Leading political actors in a period of violent struggle are going to knock each other off. In France, once the royalists were gone, the radicals turned against the moderates; and when they were gone, turned against each other. Eventually when most people are exhausted, there is room for an outsider detached from the ideologically polarized factions to act as peace-maker, establishing a more stable regime. If the structural bases for contending forces are still strong, this outside restorer of order will have opposition that tends to provoke an authoritarian solution; but the restorer will have support in public opinion, in the time-period when they are tired of seemingly endless ideological projects and violent strife. Such a detached outsider cannot be entirely without network connections, but they must be distant and flexible enough so that he is not brought down by old faction struggles. In other words, the situation will select someone like Napoleon in terms of age, peripheral sphere of activity, and multi-sided connections with the center

Once in power, Napoleon was certainly an exceptionally capable organizer. However, his new legal code and centralized bureaucracy merely accelerated a course that had long been set by the French kings, against the resistance of the old estates; and the role of master coordinator naturally manifests in times of revolutionary change.

In hero-centric or person-centered historical narratives, too much credit – too much causal force – is attributed to one person. Nevertheless, when big structural momentum is swinging but is held up by struggles or chaotic distractions, a structural opening is available for a regime to consciously and deliberately carry through the trend so that the transition is clear. […] When this happens, the leader of the team who does the reorganizing gets a great reputation, not only among contemporaries but in historical downstream. The days and years when this is going on are going to be times of intensely coordinated action; and those are the conditions where someone can play the role Napoleon played – so much to do that is consequential and important; that involves many networks of people, all of them crossing at a center where the energizing leader meets them.

The Military Genius

Napoleon was trained as an artillery officer, and his first successes include the siege of Toulon in 1794 and the suppression of the royalist uprising at the Tuileries in 1795. The latter is remarkable for its brutal but clear-headed efficiency, foregoing the usual practice of starting with warning shots. Napoleon recalled:

I made the troops fire ball at first because to a mob who are ignorant of firearms, it is the worst possible policy to start out by firing blanks. For the populace, hearing a great noise, are a little frightened after the first discharge but, looking around them and seeing nobody killed or wounded, they pluck up their spirits, begin immediately to despise you, and rush on fearlessly, and it becomes necessary to kill ten times the number that would have been killed if ball had been used in the first place.

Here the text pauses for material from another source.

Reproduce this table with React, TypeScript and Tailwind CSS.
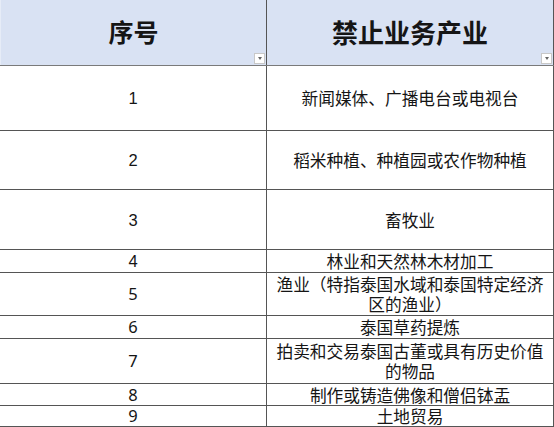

In the field, Napoleon almost always succeeded thanks to his excellent organization that allowed him to concentrate forces faster than the enemy, and also due to his innovative use of massed light artillery alongside or instead of infantry lines.

As the French officer Charles Ardent du Picq was to document for the Crimean War, infantry have a strong tendency to misfire, or fail to fire entirely, in the stress of closely confronting an enemy. Since most muskets were inaccurate except within 40 yards (wait ‘til you see the whites of their eyes), a battle charge was a war of nerves; if the defenders could not get off their volley at the right time and with sufficient coordination, the oncoming attackers with their bayonets would usually panic defenders into a retreat. Napoleon, who was an excellent observer of such things, recognized that artillery was more accurate and easier to keep under emotional control than infantry.

Finally, the revolution had supplied a huge conscript army which adored Napoleon for his exceedingly fair, competent, and tireless leadership. Napoleon kept winning, but his military successes ultimately trapped him in a self-image of invincibility.

His ambassador to Russia describes a discussion in 1811 on whether to go to war (with all due warnings about the Russian plan to retreat into the depths of the country and let winter defeat the French): “After listening to me attentively, the Emperor began enumerating the troops and resources at his disposal. When he reverted to this theme I realized that all hope of peace was at an end, since it was enumerations of this kind which, more than anything, intoxicated him…” After making up his mind, Napoleon cheered up, and left his critic with jokes and good humor. [Caulaincourt]

Attacking everyone who wouldn’t join the embargo against England eventually drove Napoleon to Russia, where he lost both his army and his prestige. This itself increased the number of his enemies who were also catching up with French tactics and organization. Napoleon ceased working miracles on the battlefield and was deposed.